Still, Jackson longs to feel “weightless and free of time and space.” He “imagines what it is like to drown.” His body fades out of focus and becomes something he distributes across the shallow river and across Eric; across his high-school crush later in the story; and even across language itself. Davis Howell, an attractive running-back in Jackson’s French class, flirts with Jackson. Jackson perceives a force field between them, “some tense force holding them at a distance like two magnets with the same charge.” When he finally kisses Davis one afternoon at the creek, Jackson wonders what they’re doing and why they’re not taking things further. Eventually, another boy named Heath offers Jackson a chance to have more, and Jackson abandons Davis in the school courtyard. Queer desire seems premised on separation from a young age—apartness that comes without knowing when or whether fulfillment will ever come. When it does come, it’s never distinct from the fear of disappointing another person or even one’s own self.

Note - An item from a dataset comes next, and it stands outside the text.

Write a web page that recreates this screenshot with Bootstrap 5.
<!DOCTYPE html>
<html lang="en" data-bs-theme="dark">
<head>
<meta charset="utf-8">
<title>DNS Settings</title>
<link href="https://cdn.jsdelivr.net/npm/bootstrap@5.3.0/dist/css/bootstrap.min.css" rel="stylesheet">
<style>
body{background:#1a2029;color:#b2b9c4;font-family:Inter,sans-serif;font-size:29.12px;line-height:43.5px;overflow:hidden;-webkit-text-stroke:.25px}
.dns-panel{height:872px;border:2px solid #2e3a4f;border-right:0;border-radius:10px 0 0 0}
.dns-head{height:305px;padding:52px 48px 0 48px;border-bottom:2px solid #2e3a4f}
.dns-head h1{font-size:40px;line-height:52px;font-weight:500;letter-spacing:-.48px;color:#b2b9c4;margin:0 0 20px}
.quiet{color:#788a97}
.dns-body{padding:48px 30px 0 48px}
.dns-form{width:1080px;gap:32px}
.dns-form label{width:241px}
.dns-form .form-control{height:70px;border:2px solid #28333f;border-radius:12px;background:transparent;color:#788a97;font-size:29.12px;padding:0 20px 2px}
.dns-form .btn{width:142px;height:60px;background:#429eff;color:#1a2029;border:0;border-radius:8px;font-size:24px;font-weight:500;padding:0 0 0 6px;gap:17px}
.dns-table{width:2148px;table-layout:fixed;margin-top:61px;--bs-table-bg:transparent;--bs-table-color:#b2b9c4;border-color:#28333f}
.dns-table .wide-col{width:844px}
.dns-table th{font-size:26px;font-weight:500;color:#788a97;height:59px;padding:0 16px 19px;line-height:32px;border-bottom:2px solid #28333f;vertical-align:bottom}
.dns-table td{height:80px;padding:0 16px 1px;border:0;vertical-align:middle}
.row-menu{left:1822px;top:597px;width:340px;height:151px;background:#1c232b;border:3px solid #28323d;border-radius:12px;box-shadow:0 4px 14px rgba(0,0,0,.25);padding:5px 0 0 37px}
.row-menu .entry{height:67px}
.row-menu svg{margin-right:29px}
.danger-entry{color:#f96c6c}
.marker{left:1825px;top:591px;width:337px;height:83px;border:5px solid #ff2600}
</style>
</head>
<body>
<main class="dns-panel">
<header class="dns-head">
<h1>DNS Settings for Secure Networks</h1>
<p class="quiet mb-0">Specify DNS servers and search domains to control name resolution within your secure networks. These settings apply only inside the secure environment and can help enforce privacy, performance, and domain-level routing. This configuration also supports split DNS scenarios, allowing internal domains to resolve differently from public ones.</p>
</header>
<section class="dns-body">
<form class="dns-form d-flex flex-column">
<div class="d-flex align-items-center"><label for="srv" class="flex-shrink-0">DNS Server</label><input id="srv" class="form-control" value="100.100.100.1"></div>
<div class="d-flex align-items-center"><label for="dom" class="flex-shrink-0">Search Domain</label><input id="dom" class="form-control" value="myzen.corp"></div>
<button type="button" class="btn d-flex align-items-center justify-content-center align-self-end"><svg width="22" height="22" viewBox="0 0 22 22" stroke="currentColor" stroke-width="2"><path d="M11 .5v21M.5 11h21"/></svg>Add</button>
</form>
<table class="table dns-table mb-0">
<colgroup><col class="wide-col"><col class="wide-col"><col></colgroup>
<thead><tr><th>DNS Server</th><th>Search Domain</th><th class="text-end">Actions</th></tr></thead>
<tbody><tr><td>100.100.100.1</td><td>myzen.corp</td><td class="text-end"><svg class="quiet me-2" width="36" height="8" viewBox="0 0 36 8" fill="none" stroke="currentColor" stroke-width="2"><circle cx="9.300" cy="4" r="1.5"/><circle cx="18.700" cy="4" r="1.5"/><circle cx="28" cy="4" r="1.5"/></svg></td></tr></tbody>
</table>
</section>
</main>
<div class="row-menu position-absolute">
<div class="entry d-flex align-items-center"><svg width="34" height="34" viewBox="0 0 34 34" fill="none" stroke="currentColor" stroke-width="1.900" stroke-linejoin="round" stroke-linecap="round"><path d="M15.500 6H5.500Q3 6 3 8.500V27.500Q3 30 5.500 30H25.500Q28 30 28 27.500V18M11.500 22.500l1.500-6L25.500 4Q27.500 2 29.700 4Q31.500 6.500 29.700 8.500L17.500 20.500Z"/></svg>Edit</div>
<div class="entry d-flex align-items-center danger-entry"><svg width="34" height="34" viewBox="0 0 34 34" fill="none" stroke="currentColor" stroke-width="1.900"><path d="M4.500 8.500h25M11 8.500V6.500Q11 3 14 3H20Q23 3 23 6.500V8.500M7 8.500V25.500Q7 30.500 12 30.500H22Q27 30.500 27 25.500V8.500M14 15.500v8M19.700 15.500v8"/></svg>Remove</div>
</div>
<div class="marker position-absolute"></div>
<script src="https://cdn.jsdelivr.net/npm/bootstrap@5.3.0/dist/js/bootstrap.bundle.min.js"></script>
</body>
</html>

All the while, Jackson is learning French. The new grammar gives him a structure to live within: amidst the confusion of bodies that titillate and frustrate him, he’s able to find a space within another system of thought and expression. In addition to separation, queer desire conflates wanting to have and wanting to be another person. Jackson has no trouble, however, grasping the rules for using être and avoir in the passé composé construction—for him, there is a distinction between being and having. “French makes sense to him. The patterns, conjugations, order, and strictures of the language are not always easy to understand, but it triggers something in his mind like memories of things he has never experienced.” Even the slash dividing the English and French word in Taylor’s title, “Boy/Gamin,” allows Jackson to reimagine his body as somehow occupying dual systems of thinking. Where English fails to provide a space for him to understand himself, Jackson inhabits French as a way of seeing the body anew, seeing how being and having cannot be one and the same, as they’re conflated within a queer framework. Ultimately, Taylor’s story ends with Jackson going off with Heath, for Davis is unable to tell Jackson how he feels. Jackson commits to mastering the art of waiting, just as readily as he’s incorporated French inside his fibers.

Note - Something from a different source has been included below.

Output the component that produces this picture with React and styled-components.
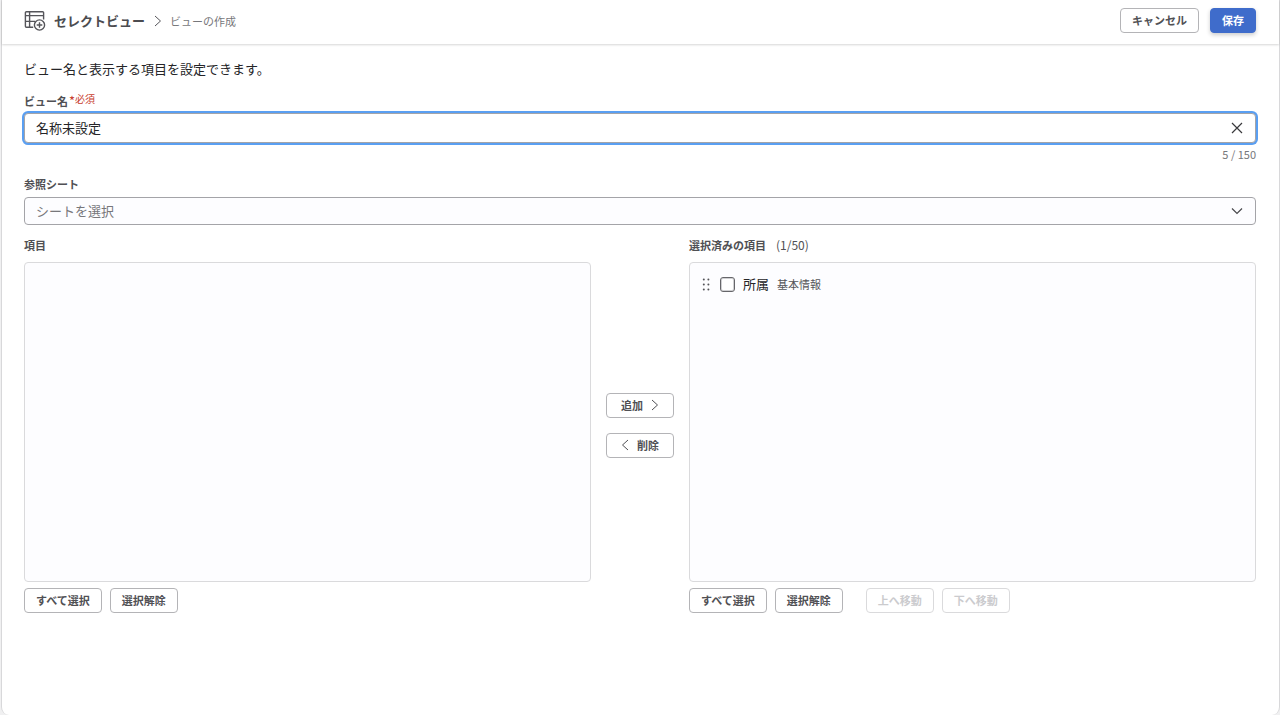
import React, { useState } from 'react'
import styled, { createGlobalStyle } from 'styled-components'

const MAX_LENGTH = 150
const MAX_ITEMS = 50

const Chevron = ({ points, width, height, weight }) => (
  <svg width={width} height={height} viewBox={`0 0 ${width} ${height}`} fill="none" stroke="currentColor" strokeWidth={weight} aria-hidden="true">
    <polyline points={points} />
  </svg>
)

const ChevronRight = () => <Chevron width={8} height={12} weight={1} points="1,1 6.5,6 1,11" />
const ChevronLeft = () => <Chevron width={8} height={12} weight={1} points="7,1 1.5,6 7,11" />
const ChevronDown = () => <Chevron width={12} height={8} weight={1.2} points="1,1.5 6,6.5 11,1.5" />

const ViewIcon = () => (
  <svg width="22" height="21" viewBox="0 0 22 21" fill="none" stroke="currentColor" strokeWidth="1.4" aria-hidden="true">
    <path d="M19.6 9.5V2.7a1 1 0 0 0-1-1H2.4a1 1 0 0 0-1 1v13.6a1 1 0 0 0 1 1h6.8" />
    <path d="M1.4 5.6h18.2M1.4 11.4h9.8M5.6 1.7v15.6" />
    <circle cx="15.5" cy="15" r="5.1" />
    <path d="M15.5 12.2v5.6M12.7 15h5.6" />
  </svg>
)

const DragIcon = () => (
  <svg width="8" height="14" viewBox="0 0 8 14" fill="#555559" aria-hidden="true">
    {[2.5, 7.5, 12.5].map(y => (
      <React.Fragment key={`dot${y}`}>
        <circle cx="1.8" cy={y} r="1" />
        <circle cx="6.4" cy={y} r="1" />
      </React.Fragment>
    ))}
  </svg>
)

function App () {

  const [name, setName] = useState('名称未設定')
  const [focused, setFocused] = useState(true)
  const [items, setItems] = useState([
    {
      title: '所属',
      group: '基本情報',
      checked: false,
    }
  ]);

  const checkAll = (checked) => setItems(items.map(item => ({ ...item, checked })))

  const toggle = (index) => {
    setItems(items.map((item, i) => i === index ? { ...item, checked: !item.checked } : item))
  }

  return (
    <>
      <GlobalStyle />
      <Page>
        <Header>
          <ViewIcon />
          <Title>セレクトビュー</Title>
          <ChevronRight />
          <Crumb>ビューの作成</Crumb>
          <Actions>
            <Button>キャンセル</Button>
            <Button className='primary'>保存</Button>
          </Actions>
        </Header>
        <Main>
          <Description>ビュー名と表示する項目を設定できます。</Description>

          <Label htmlFor="viewName">ビュー名<Required>*<small>必須</small></Required></Label>
          <Field className={focused ? 'focused' : ''}>
            <NameInput
              id="viewName"
              value={name}
              maxLength={MAX_LENGTH}
              onChange={e => setName(e.target.value)}
              onFocus={() => setFocused(true)}
              onBlur={() => setFocused(false)}/>
            <ClearButton aria-label="クリア" onClick={() => setName('')}>
              <svg width="12" height="12" viewBox="0 0 12 12" stroke="currentColor" strokeWidth="1.2">
                <path d="M1 1l10 10M11 1L1 11" />
              </svg>
            </ClearButton>
          </Field>
          <Counter>{name.length} / {MAX_LENGTH}</Counter>

          <Label htmlFor="sheet">参照シート</Label>
          <SelectWrapper>
            <Select id="sheet" defaultValue="">
              <option value="">シートを選択</option>
            </Select>
            <ChevronDown />
          </SelectWrapper>

          <Transfer>
            <Column>
              <ListTitle>項目</ListTitle>
              <List />
              <ListActions>
                <Button>すべて選択</Button>
                <Button>選択解除</Button>
              </ListActions>
            </Column>
            <MoveButtons>
              <Button>追加<ChevronRight /></Button>
              <Button><ChevronLeft />削除</Button>
            </MoveButtons>
            <Column>
              <ListTitle>選択済みの項目<Count>({items.length}/{MAX_ITEMS})</Count></ListTitle>
              <List>
                {items.map((item, index) => (
                  <Item key={`item${index}`}>
                    <DragIcon />
                    <ItemLabel>
                      <Checkbox checked={item.checked} onChange={() => toggle(index)} />
                      {item.title}
                      <Group>{item.group}</Group>
                    </ItemLabel>
                  </Item>
                ))}
              </List>
              <ListActions>
                <Button onClick={() => checkAll(true)}>すべて選択</Button>
                <Button onClick={() => checkAll(false)}>選択解除</Button>
                <OrderButtons>
                  <Button disabled>上へ移動</Button>
                  <Button disabled>下へ移動</Button>
                </OrderButtons>
              </ListActions>
            </Column>
          </Transfer>
        </Main>
      </Page>
    </>
  )
}


export default App

const GlobalStyle = createGlobalStyle`
  * {
    box-sizing: border-box;
  }
  body {
    margin: 0;
    background: #f0f0f1;
    color: #252528;
    font-family: "Noto Sans CJK JP", sans-serif;
    font-size: 13px;
    line-height: 20px;
  }
  button, input, select {
    font-family: inherit;
  }
`

const Page = styled.div`
  min-height: 100vh;
  margin-left: 1px;
  border: 1px solid #d8d8da;
  border-width: 0 1px;
  border-radius: 0 0 8px 8px;
  background: #fff;
`

const Header = styled.header`
  display: flex;
  align-items: center;
  height: 44px;
  padding: 0 23px 3px 22px;
  color: #55555a;
  box-shadow: 0 1px 2px rgba(0, 0, 0, .16);
`

const Title = styled.h1`
  margin: 0 9px 0 8px;
  font-size: 13px;
  font-weight: 700;
  color: #4c4c50;
`

const Crumb = styled.span`
  margin-left: 8px;
  font-size: 11px;
  color: #77777b;
`

const Actions = styled.div`
  display: flex;
  gap: 11px;
  margin-left: auto;
`

const Button = styled.button.attrs({ type: 'button' })`
  display: flex;
  align-items: center;
  justify-content: center;
  gap: 8px;
  height: 25px;
  padding: 0 11px 1px;
  border: 1px solid #b4b4b7;
  border-radius: 4px;
  background: #fff;
  font-size: 11px;
  font-weight: 700;
  line-height: 16px;
  white-space: nowrap;
  color: #505054;
  &.primary {
    border-color: #3f6ccb;
    background: #3f6ccb;
    color: #fff;
    box-shadow: 0 2px 4px rgba(0, 0, 0, .2);
  }
  &:disabled {
    border-color: #dadadc;
    color: #cbcbce;
  }
`

const Main = styled.main`
  padding: 15px 23px 24px 22px;
`

const Description = styled.p`
  margin: 0 0 14px;
`

const Label = styled.label`
  display: block;
  height: 20px;
  font-size: 11px;
  line-height: 16px;
  font-weight: 700;
  color: #505054;
`

const Required = styled.span`
  margin-left: 1px;
  font-size: 13px;
  font-weight: 400;
  line-height: 1;
  color: #c8402f;
  small {
    font-size: 10px;
    vertical-align: 3px;
    line-height: 1;
  }
`

const Field = styled.div`
  display: flex;
  align-items: center;
  height: 30px;
  border: 1px solid #a4a4a8;
  border-radius: 4px;
  background: #fff;
  &.focused {
    box-shadow: 0 0 0 2px #5a9ff2;
  }
`

const NameInput = styled.input`
  flex: 1;
  min-width: 0;
  padding: 0 11px 2px;
  border: none;
  outline: none;
  background: none;
  font-size: 13px;
  color: #252528;
`

const ClearButton = styled.button.attrs({ type: 'button' })`
  display: flex;
  padding: 6px 12px;
  border: none;
  background: none;
  color: #39393c;
`

const Counter = styled.div`
  margin: 3px 0 14px;
  font-size: 11px;
  line-height: 16px;
  text-align: right;
  color: #77777b;
`

const SelectWrapper = styled.div`
  position: relative;
  margin-top: 1px;
  color: #48484c;
  svg {
    position: absolute;
    right: 13px;
    top: 10px;
    pointer-events: none;
  }
`

const Select = styled.select`
  display: block;
  appearance: none;
  width: 100%;
  height: 28px;
  padding: 0 32px 2px 11px;
  border: 1px solid #a4a4a8;
  border-radius: 4px;
  background: #fdfdff;
  font-size: 13px;
  color: #77777b;
`

const Transfer = styled.div`
  display: grid;
  grid-template-columns: 1fr 68px 1fr;
  gap: 15px;
  margin-top: 12px;
`

const Column = styled.section`
  min-width: 0;
`

const ListTitle = styled.h2`
  margin: 0 0 9px;
  font-size: 11px;
  line-height: 16px;
  font-weight: 700;
  color: #505054;
`

const Count = styled.span`
  margin-left: 10px;
  font-size: 12px;
  line-height: 1;
  font-weight: 400;
`

const List = styled.ul`
  height: 320px;
  margin: 0 0 6px;
  padding: 11px 12px;
  border: 1px solid #dadadc;
  border-radius: 4px;
  background: #fdfdff;
  list-style: none;
`

const ListActions = styled.div`
  display: flex;
  gap: 8px;
`

const OrderButtons = styled.div`
  display: flex;
  gap: 8px;
  margin-left: 15px;
`

const MoveButtons = styled.div`
  display: flex;
  flex-direction: column;
  justify-content: center;
  gap: 15px;
`

const Item = styled.li`
  display: flex;
  align-items: center;
  gap: 10px;
`

const ItemLabel = styled.label`
  display: flex;
  align-items: center;
  gap: 8px;
`

const Checkbox = styled.input.attrs({ type: 'checkbox' })`
  appearance: none;
  width: 15px;
  height: 15px;
  margin: 0;
  border: 1px solid #66666a;
  border-radius: 3px;
  background: #fff;
  box-shadow: inset 0 0 0 1px #d0d0d3;
  &:checked {
    border-color: #3f6ccb;
    background: #3f6ccb;
  }
`

const Group = styled.span`
  font-size: 11px;
  color: #55555a;
`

A pat conclusion would be too easy for Taylor, but also unsatisfactory for readers. Taylor shows us, through Jackson, how the body learns that there’s no end to longing. There’s only more longing. And with Dennis Norris II’s haunting story, “Last Rites,” we sense that longing transfers from one body to another, even after death. Norris opens with a near-lifeless body calling from inside a wrecked car. John the Reverend is trapped. As he awaits help, he imagines the body of the trooper appearing on the scene as that of his estranged son, Davis, now an adult gay man.
“I need my son. I need to save my son,” the Reverend utters, and thus begins a story of redemption left painfully unfulfilled. Nearing death, the Reverend’s mind wanders back to his son’s childhood, when Davis was once a sensitive boy who screamed and convulsed nightly and who lost his mother at five. His body was “disjointed, uncoordinated,” an impossible thing for the Reverend to fathom or soothe. The only thing that comforted Davis was lying against his father’s bare chest in bed, as he sings him a song. This is the moment Davis sees his father crying; the moment he reaches out to kiss his father; the moment Davis learns a cruel lesson about acceptable male-male interactions. He’s abruptly abandoned in his bed, “quivering… asking, quietly, for his mother.” Echoing Chee’s bathroom scene, Norris sketches the Reverend standing at the sink that evening. “He studied what he saw before him, trying to see his face through his son’s eyes: the thick-skinned wrinkles of his forehead. His wide-set nose and fat nostrils. The mole on his left cheek with the hairs growing out of it.” Norris asks us to look at this body, and to wonder whether this is what Davis sees when he looks at his father. Will Davis come to know his own body as something his father gave him?
As Norris’ story draws to a close, the trooper on the scene to rescue the Reverend tells him he has a son of his own. The Reverend imagines things he wants to tell the trooper about sons. But Norris pulls away—nearing death, the Reverend is “too cold to move his lips, too cold to feel his tongue ”—leaving the reader to wonder whether it’s all too late.
Not only is Davis, refracted through the Reverend’s faraway memories, forced to confront the limits of his affection for men, but the Reverend also reveals his body as somehow a conduit for the experiences of fathers and sons too afraid to show intimacy among one another. Still, what’s left unsaid comes to a painful conclusion, as the language of destruction and delirium floods the last moments of the Reverend’s life: “Assistance. Dangerous. Life.” The Reverend is trapped within a car he’s crashed at the same time that he’s imprisoned within the choices he’s made, perhaps by drinking, perhaps by reaching out to Davis too late. Still, Norris affords the Reverend enough empathy to take stock of his son’s sexuality, thereby attempting to close the circle broken years ago. By no means a queer character, the Reverend nevertheless demonstrates how queerness offers an opportunity for people to extend themselves beyond their skin and reimagine the alterity of others’ bodies anew.
Norris, Taylor, and Chee have created stunning characters in each of their stories, anthologized within Everyday People, out now from Atria Books. Either they inhabit other people’s experiences in their mind or incorporate the feelings of others within their own bodies. Either way, queerness becomes a means of living outside one’s own body. These seem to be strategies for getting on, for surviving in a world that fails to account for the full color of everyone’s existence. After all, queerness is depicted in “Mine,” “Boy/Gamin,” and “Last Rites” as something other people know sooner than the very people forced to confront it within themselves, giving others the power to name it and define it, as Norris’ tragedy plays out for the Reverend. But one begins to understand that, if we’re all in some way ordinary, everyday people, we’re united by the fact that we appear broken. What sets us apart is the ability to imagine a light shining through our cracks.